The lesson is that, with current software at least, speech patterns of an unfamiliar speaker cannot be very accurately recognized. Accuracy would likely improve if the user repeatedly trained Dragon by making corrections in the transcription via the Dragon interface. (Dragon improves voice profiles when you correct within the Dragon editing environment.) However, there is currently no way to train Dragon on another's voice, unless the speaker is available and submits to the time consuming procedure of dictation training. With many archived materials, the person performing the transcription will have no access to the original speaker. Experimentation needs to be done on how best to optimize Dragon for non-trained voices. IBM ViaVoice and iListen may also perform better with untrained voices. Again, testing is required to determine this.

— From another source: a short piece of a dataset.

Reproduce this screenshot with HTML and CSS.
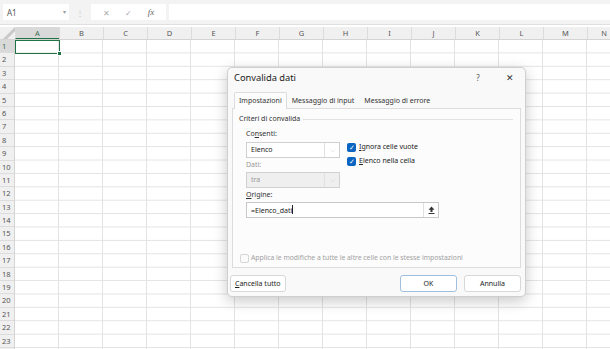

Dictation Recognition Using a Voice Profile that Matches the Speaker
The image below gives a visual representation of the difference between the text Dragon dictated and the actual spoken text in a situation where the speaker had trained Dragon on a particular device. Dragon's mistakes are grayed out. The corrections are in green. This particular text selection was dictated with autopunctuation on. The autopunctuation feature seems a little under-developed. It appears to be triggered only by pauses in speaking and does not seem to pay attention to grammar.
There are approximately 22 misrecognized words in a passage of 476, which yields roughly 95% accuracy. In editing, most of the errors were very easy to spot and correct within Dragon. With further training and better mic-ing and recording, Dragon would probably achieve results approaching 99%. The sticking point is the pace and clarity of speech of the presenter. Instructors who mumble or rush will not have good results, and it is almost certain that during the course of a one hour class or lecture, the speaker's percentages will vary, as she shifts topics, modes of delivery, or simply becomes tired.